Exclude the pictures, then repeat the remaining data exactly.
====
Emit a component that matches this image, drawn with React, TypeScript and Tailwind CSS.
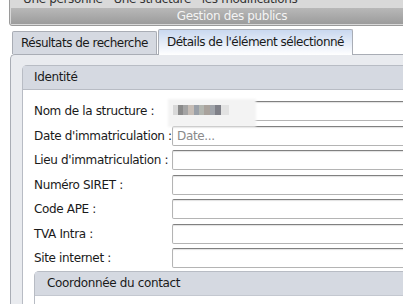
import React from "react";

const font = { fontFamily: "Tahoma, 'DejaVu Sans', Verdana, sans-serif", letterSpacing: "-0.35px" };

const labels = [
  "Date d'immatriculation :",
  "Lieu d'immatriculation :",
  "Numéro SIRET :",
  "Code APE :",
  "TVA Intra :",
  "Site internet :",
];

function Input({ placeholder }: { placeholder?: string }) {
  return (
    <div className="h-[20px] w-[260px] shrink-0 rounded-[2px] border border-[#b4b4b4] border-t-[#808080] bg-white shadow-[inset_0_1px_1px_rgba(0,0,0,0.12)] pl-[4px] text-[12px] leading-[18px] text-[#8a8a8a]">
      {placeholder}
    </div>
  );
}

export default function App() {
  return (
    <div className="w-[403px] h-[304px] overflow-hidden bg-white text-[#1a1a1a] whitespace-nowrap" style={font}>
      {/* top header box */}
      <div className="ml-[9px] mt-[-10px] w-[446px] rounded-b-[3px] border border-[#9a9a9a] p-[1px] bg-[#d9d9d9]">
        <div className="h-[16px] pl-[12px] text-[12px] leading-[15px] text-[#333]">
          Une personne - Une structure - les modifications
        </div>
        <div className="h-[16px] bg-gradient-to-b from-[#b8b8b8] to-[#9c9c9c] text-center text-[12px] leading-[16px] text-[#f4f4f4]">
          Gestion des publics
        </div>
      </div>

      {/* tabs */}
      <div className="mt-[3px] flex items-end pl-[12px] h-[25px] tracking-[-0.5px]">
        <div className="h-[23px] rounded-t-[2px] border border-b-0 border-[#a9adb5] bg-[#d5d9e1] px-[8px] text-[12px] leading-[22px]">
          Résultats de recherche
        </div>
        <div className="relative z-10 -mb-[1px] ml-[1px] h-[26px] rounded-t-[2px] border border-b-0 border-[#a9adb5] bg-gradient-to-b from-[#c9d8ef] to-white px-[8px] text-[12px] leading-[24px]">
          Détails de l'élément sélectionné
        </div>
      </div>

      {/* panel */}
      <div className="ml-[10px] h-[260px] rounded-tl-[5px] border-l border-t border-[#a9adb5] bg-[#e9ebef] pl-[11px] pt-[10px]">
        <div className="rounded-tl-[5px] border-l border-t border-[#b8bcc4] bg-white">
          <div className="h-[24px] border-b border-[#b8bcc4] bg-[#d5d9e1] pl-[11px] text-[12px] leading-[23px]">
            Identité
          </div>
          <div className="pl-[11px] pt-[9px]">
            <div className="flex h-[24.5px] items-center">
              <div className="w-[138px] shrink-0 text-[12px]">Nom de la structure :</div>
              <div className="relative">
                <Input />
                <div className="absolute left-[-4px] top-[-2px] h-[28px] w-[88px] bg-[#f3f3f3] blur-[1px]" />
                <div className="absolute left-[1px] top-[4px] flex h-[10px] gap-0 blur-[0.5px]">
                  <div className="w-[5px] bg-[#d8d8d8]" />
                  <div className="w-[5px] bg-[#8a8a8a]" />
                  <div className="w-[5px] bg-[#a4a4a4]" />
                  <div className="w-[6px] bg-[#c6bdb6]" />
                  <div className="w-[5px] bg-[#9aa0a8]" />
                  <div className="w-[5px] bg-[#b3b6b0]" />
                  <div className="w-[6px] bg-[#a9a29c]" />
                  <div className="w-[5px] bg-[#a0a4aa]" />
                  <div className="w-[6px] bg-[#7f8088]" />
                  <div className="w-[8px] bg-[#e2e2e2]" />
                </div>
              </div>
            </div>
            {labels.map((l, i) => (
              <div key={l} className="flex h-[24.5px] items-center">
                <div className="w-[138px] shrink-0 text-[12px]">{l}</div>
                <Input placeholder={i === 0 ? "Date..." : undefined} />
              </div>
            ))}
            <div className="rounded-tl-[5px] border-l border-t border-[#b8bcc4] bg-white">
              <div className="h-[24px] border-b border-[#c4c8d0] bg-[#d5d9e1] pl-[12px] text-[12px] leading-[23px]">
                Coordonnée du contact
              </div>
              <div className="h-[40px]" />
            </div>
          </div>
        </div>
      </div>
    </div>
  );
}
====
§ ANSWER IN FULL
Emit a component that matches this image, drawn with React, TypeScript and Tailwind CSS.
import React from "react";

const font = { fontFamily: "Tahoma, 'DejaVu Sans', Verdana, sans-serif", letterSpacing: "-0.35px" };

const labels = [
  "Date d'immatriculation :",
  "Lieu d'immatriculation :",
  "Numéro SIRET :",
  "Code APE :",
  "TVA Intra :",
  "Site internet :",
];

function Input({ placeholder }: { placeholder?: string }) {
  return (
    <div className="h-[20px] w-[260px] shrink-0 rounded-[2px] border border-[#b4b4b4] border-t-[#808080] bg-white shadow-[inset_0_1px_1px_rgba(0,0,0,0.12)] pl-[4px] text-[12px] leading-[18px] text-[#8a8a8a]">
      {placeholder}
    </div>
  );
}

export default function App() {
  return (
    <div className="w-[403px] h-[304px] overflow-hidden bg-white text-[#1a1a1a] whitespace-nowrap" style={font}>
      {/* top header box */}
      <div className="ml-[9px] mt-[-10px] w-[446px] rounded-b-[3px] border border-[#9a9a9a] p-[1px] bg-[#d9d9d9]">
        <div className="h-[16px] pl-[12px] text-[12px] leading-[15px] text-[#333]">
          Une personne - Une structure - les modifications
        </div>
        <div className="h-[16px] bg-gradient-to-b from-[#b8b8b8] to-[#9c9c9c] text-center text-[12px] leading-[16px] text-[#f4f4f4]">
          Gestion des publics
        </div>
      </div>

      {/* tabs */}
      <div className="mt-[3px] flex items-end pl-[12px] h-[25px] tracking-[-0.5px]">
        <div className="h-[23px] rounded-t-[2px] border border-b-0 border-[#a9adb5] bg-[#d5d9e1] px-[8px] text-[12px] leading-[22px]">
          Résultats de recherche
        </div>
        <div className="relative z-10 -mb-[1px] ml-[1px] h-[26px] rounded-t-[2px] border border-b-0 border-[#a9adb5] bg-gradient-to-b from-[#c9d8ef] to-white px-[8px] text-[12px] leading-[24px]">
          Détails de l'élément sélectionné
        </div>
      </div>

      {/* panel */}
      <div className="ml-[10px] h-[260px] rounded-tl-[5px] border-l border-t border-[#a9adb5] bg-[#e9ebef] pl-[11px] pt-[10px]">
        <div className="rounded-tl-[5px] border-l border-t border-[#b8bcc4] bg-white">
          <div className="h-[24px] border-b border-[#b8bcc4] bg-[#d5d9e1] pl-[11px] text-[12px] leading-[23px]">
            Identité
          </div>
          <div className="pl-[11px] pt-[9px]">
            <div className="flex h-[24.5px] items-center">
              <div className="w-[138px] shrink-0 text-[12px]">Nom de la structure :</div>
              <div className="relative">
                <Input />
                <div className="absolute left-[-4px] top-[-2px] h-[28px] w-[88px] bg-[#f3f3f3] blur-[1px]" />
                <div className="absolute left-[1px] top-[4px] flex h-[10px] gap-0 blur-[0.5px]">
                  <div className="w-[5px] bg-[#d8d8d8]" />
                  <div className="w-[5px] bg-[#8a8a8a]" />
                  <div className="w-[5px] bg-[#a4a4a4]" />
                  <div className="w-[6px] bg-[#c6bdb6]" />
                  <div className="w-[5px] bg-[#9aa0a8]" />
                  <div className="w-[5px] bg-[#b3b6b0]" />
                  <div className="w-[6px] bg-[#a9a29c]" />
                  <div className="w-[5px] bg-[#a0a4aa]" />
                  <div className="w-[6px] bg-[#7f8088]" />
                  <div className="w-[8px] bg-[#e2e2e2]" />
                </div>
              </div>
            </div>
            {labels.map((l, i) => (
              <div key={l} className="flex h-[24.5px] items-center">
                <div className="w-[138px] shrink-0 text-[12px]">{l}</div>
                <Input placeholder={i === 0 ? "Date..." : undefined} />
              </div>
            ))}
            <div className="rounded-tl-[5px] border-l border-t border-[#b8bcc4] bg-white">
              <div className="h-[24px] border-b border-[#c4c8d0] bg-[#d5d9e1] pl-[12px] text-[12px] leading-[23px]">
                Coordonnée du contact
              </div>
              <div className="h-[40px]" />
            </div>
          </div>
        </div>
      </div>
    </div>
  );
}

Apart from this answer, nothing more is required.